Since their seems to be much confusion on it let me state again..............
Regeneration enables a spiritually dead sinner to willingly come to faith in Jesus Christ. Prior to regeneration he is unable to do so. I think Eph. 2:1-5 teaches this.
I fully understand that those that disagree have to skip around to other verses to discount what Eph. 2:1-5 is stating....
By jazzycat, at 3/20/2007 6:35 PM
Jazzy,
"Regeneration enables a spiritually dead sinner to willingly come to faith in Jesus Christ. Prior to regeneration he is unable to do so. I think Eph. 2:1-5 teaches this."
Where's the act of regeneration in Eph 2:1-5 preceeding the faith.
By Todd Saunders, at 3/20/2007 6:56 PM
Hey John Rush,
It is really neat to know that you still drop by occasionally.
Thanks for visiting. I enjoyed your post. My brother went to that conference as well. I don't think his reaction was the same as yours. :~)

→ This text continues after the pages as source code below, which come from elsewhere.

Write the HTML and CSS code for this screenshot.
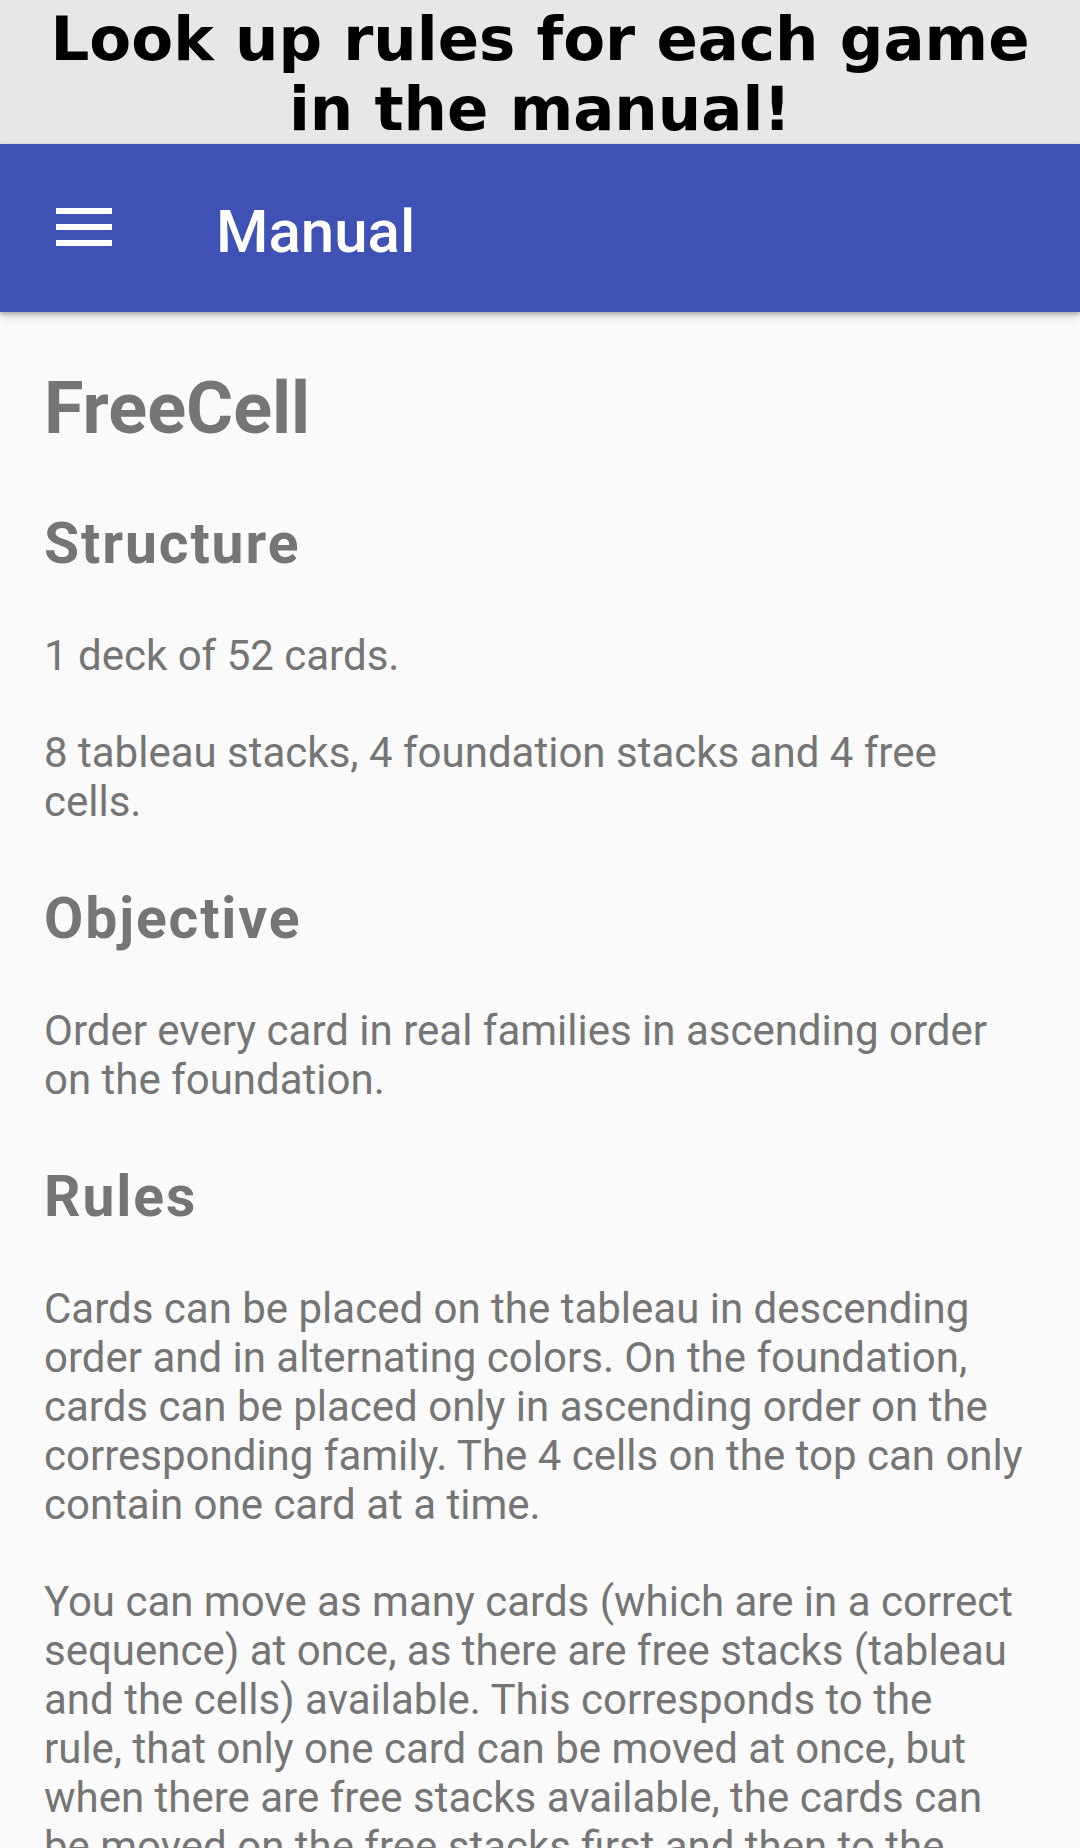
FILE: index.html
```html
<!DOCTYPE html>
<html lang="en">
<head>
<meta charset="utf-8">
<title>Manual</title>
<link rel="stylesheet" href="styles.css">
</head>
<body>
<div class="banner">Look up rules for each game in the manual!</div>
<header class="toolbar">
  <svg class="menu-icon" width="56" height="40" viewBox="0 0 56 40" aria-hidden="true">
    <rect x="0" y="0" width="56" height="6" fill="#fff"/>
    <rect x="0" y="16" width="56" height="6" fill="#fff"/>
    <rect x="0" y="32" width="56" height="6" fill="#fff"/>
  </svg>
  <div class="toolbar-title">Manual</div>
</header>
<main class="content">
  <h1 class="game-title">FreeCell</h1>
  <h2 class="section-title">Structure</h2>
  <p class="text">1 deck of 52 cards.</p>
  <p class="text">8 tableau stacks, 4 foundation stacks and 4 free cells.</p>
  <h2 class="section-title">Objective</h2>
  <p class="text">Order every card in real families in ascending order on the foundation.</p>
  <h2 class="section-title">Rules</h2>
  <p class="text">Cards can be placed on the tableau in descending order and in alternating colors. On the foundation, cards can be placed only in ascending order on the corresponding family. The 4 cells on the top can only contain one card at a time.</p>
  <p class="text">You can move as many cards (which are in a correct sequence) at once, as there are free stacks (tableau and the cells) available. This corresponds to the rule,&nbsp;that only one card can be moved at once, but when there are free stacks available, the cards can be moved on the free stacks first and then to the destination.</p>
</main>
</body>
</html>
```
FILE: styles.css
```css
html, body {
  margin: 0;
  padding: 0;
}
body {
  width: 1080px;
  height: 1848px;
  overflow: hidden;
  background: #fafafa;
  font-family: Roboto, "Noto Sans", sans-serif;
}
.banner {
  box-sizing: border-box;
  height: 144px;
  padding: 4px 30px 0;
  background: #e7e7e7;
  color: #000;
  font-family: "DejaVu Sans", sans-serif;
  font-weight: bold;
  font-size: 61px;
  line-height: 70px;
  text-align: center;
}
.toolbar {
  position: relative;
  z-index: 1;
  height: 168px;
  background: #3f51b5;
  display: flex;
  align-items: center;
  padding-left: 56px;
  box-shadow: 0 2px 4px rgba(0,0,0,0.24), 0 5px 10px rgba(0,0,0,0.14);
}
.menu-icon {
  display: block;
  flex: none;
}
.toolbar-title {
  margin-left: 104px;
  padding-top: 7px;
  color: #fff;
  font-family: Roboto, sans-serif;
  font-weight: 500;
  font-size: 60px;
}
.content {
  padding: 55px 50px 0 44px;
  color: #757575;
}
.game-title {
  margin: 0 0 60px;
  font-size: 72px;
  font-weight: bold;
  line-height: 84px;
}
.section-title {
  margin: 60px 0 54px;
  font-size: 57px;
  font-weight: bold;
  line-height: 66px;
  letter-spacing: 1.9px;
}
.text {
  margin: 0 0 48px;
  font-size: 42px;
  line-height: 49px;
}
```
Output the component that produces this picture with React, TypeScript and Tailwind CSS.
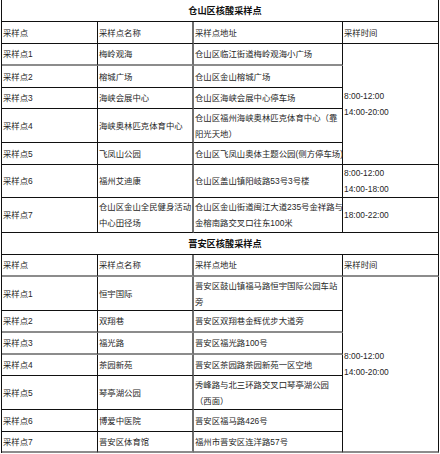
type Row = { id: string; name: string; addr: string; h: number; gray?: boolean };

const cangshan: Row[] = [
  { id: '采样点1', name: '梅岭观海', addr: '仓山区临江街道梅岭观海小广场', h: 22, gray: true },
  { id: '采样点2', name: '榕城广场', addr: '仓山区金山榕城广场', h: 22 },
  { id: '采样点3', name: '海峡会展中心', addr: '仓山区海峡会展中心停车场', h: 21 },
  { id: '采样点4', name: '海峡奥林匹克体育中心', addr: '仓山区福州海峡奥林匹克体育中心（靠\n阳光天地）', h: 34 },
  { id: '采样点5', name: '飞凤山公园', addr: '仓山区飞凤山奥体主题公园(侧方停车场)', h: 22 },
  { id: '采样点6', name: '福州艾迪康', addr: '仓山区盖山镇阳岐路53号3号楼', h: 33 },
  { id: '采样点7', name: '仓山区金山全民健身活动\n中心田径场', addr: '仓山区金山街道闽江大道235号金祥路与\n金榕南路交叉口往东100米', h: 35 },
];

const jinan: Row[] = [
  { id: '采样点1', name: '恒宇国际', addr: '晋安区鼓山镇福马路恒宇国际公园车站\n旁', h: 34 },
  { id: '采样点2', name: '双翔巷', addr: '晋安区双翔巷金辉优步大道旁', h: 22, gray: true },
  { id: '采样点3', name: '福光路', addr: '晋安区福光路100号', h: 22, gray: true },
  { id: '采样点4', name: '茶园新苑', addr: '晋安区茶园路茶园新苑一区空地', h: 21 },
  { id: '采样点5', name: '琴亭湖公园', addr: '秀峰路与北三环路交叉口琴亭湖公园\n（西面）', h: 34 },
  { id: '采样点6', name: '博爱中医院', addr: '晋安区福马路426号', h: 22 },
  { id: '采样点7', name: '晋安区体育馆', addr: '福州市晋安区连洋路57号', h: 21, gray: true },
];

function Cell({ children, gray, mid, className = '' }: { children?: React.ReactNode; gray?: boolean; mid?: boolean; className?: string }) {
  const bottom = gray ? 'border-b-2 border-b-[#8c8c8c]' : 'border-b border-b-[#111]';
  const right = mid ? 'border-r-2 border-r-[#6f6f6f]' : 'border-r border-r-[#111]';
  return (
    <div className={`flex items-center pl-[1px] whitespace-pre ${bottom} ${right} ${className}`}>
      <span>{children}</span>
    </div>
  );
}

function Block({
  title,
  rows,
  headerGray,
  times,
}: {
  title: string;
  rows: Row[];
  headerGray?: boolean;
  times: { text: string; start: number; span: number }[];
}) {
  const heights = ['22px', '22px', ...rows.map((r) => r.h + 'px')].join(' ');
  return (
    <div
      className="ml-[1px] w-[438px] grid grid-cols-[96px_96px_149px_96px] border-l border-l-[#111]"
      style={{ gridTemplateRows: heights }}
    >
      <div className="col-span-4 flex items-center justify-center pl-[10px] font-bold text-[9.2px] text-[#111] border-r border-b border-[#111]">
        {title}
      </div>
      <Cell gray={headerGray}>采样点</Cell>
      <Cell gray={headerGray} mid>采样点名称</Cell>
      <Cell gray={headerGray}>采样点地址</Cell>
      <Cell gray={headerGray}>采样时间</Cell>
      {rows.map((r, i) => {
        const cells = [
          <Cell key={`a${i}`} gray={r.gray}>{r.id}</Cell>,
          <Cell key={`b${i}`} gray={r.gray} mid>{r.name}</Cell>,
          <Cell key={`c${i}`} gray={r.gray}>{r.addr}</Cell>,
        ];
        const t = times.find((x) => x.start === i);
        if (t) {
          const last = rows[t.start + t.span - 1];
          cells.push(
            <Cell
              key={`d${i}`}
              gray={last.gray}
              className={t.span === 5 ? 'row-span-5' : t.span === 7 ? 'row-span-7' : 'row-span-1'}
            >
              {t.text}
            </Cell>
          );
        }
        return cells;
      })}
    </div>
  );
}

export default function App() {
  return (
    <div className="w-[440px] h-[454px] overflow-hidden bg-white text-[#262626] text-[8.4px] leading-[16px] font-['Liberation_Sans','Noto_Sans_CJK_SC',sans-serif]">
      <Block
        title="仓山区核酸采样点"
        rows={cangshan}
        times={[
          { text: '8:00-12:00\n14:00-20:00', start: 0, span: 5 },
          { text: '8:00-12:00\n14:00-18:00', start: 5, span: 1 },
          { text: '18:00-22:00', start: 6, span: 1 },
        ]}
      />
      <Block
        title="晋安区核酸采样点"
        rows={jinan}
        headerGray
        times={[{ text: '8:00-12:00\n14:00-20:00', start: 0, span: 7 }]}
      />
    </div>
  );
}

By Rose~, at 3/21/2007 7:57 AM
Jazzy,
"Since their seems to be much confusion on it let me state again..............
Regeneration enables a spiritually dead sinner to willingly come to faith in Jesus Christ. Prior to regeneration he is unable to do so. I think Eph. 2:1-5 teaches this.
"I fully understand that those that disagree have to skip around to other verses to discount what Eph. 2:1-5 is stating...."
I think if you would stop asserting what you cannot support about Eph. 2:4-5 then the confusion would go away.
Pointing the finger at others is not an exegesis.
By Todd Saunders, at 3/21/2007 8:45 AM
This comment has been removed by the author.
By Dawn, at 3/21/2007 1:05 PM
Jazzy: "I fully understand that those that disagree have to skip around to other verses to discount what Eph. 2:1-5 is stating...."
No we don't have to skip around to other verses to discount what you are trying to make Ephesians 2:1-5 say. We're doing what we're supposed to do and that is to read these verses in their contexts. Paul did not start out his letter with the words beginning in Ephesians 2.
Before Paul wrote this epistle to the Ephesians he had visited them on several occasions and had even on one of the visits stayed and taught them for three years, so I’m sure they knew exactly what Paul was trying to convey. Paul was most certainly building on the foundation he had previously laid.
In Ephesians 2, Paul is simply stating what we were before we were made alive through the Spirit of God and what we are after the Spirit gives us new life. All throughout the bible it teaches that FAITH is the catalyst for salvation. Ephesians 2:1-5 is not teaching that faith is given once we are born again.
Ephesians 2:8 "For by grace are ye saved through faith; and that not of yourselves: it is the gift of God:"
Romans 5:1-2 "Therefore being justified by faith, we have peace with God through our Lord Jesus Christ: By whom also we have access by faith into this grace wherein we stand, and rejoice in hope of the glory of God."
Romans 10:9-11 "That if thou shalt confess with thy mouth the Lord Jesus, and shalt believe in thine heart that God hath raised him from the dead, thou shalt be saved. For with the heart man believeth unto righteousness; and with the mouth confession is made unto salvation. For the scripture saith, Whosoever believeth on him shall not be ashamed."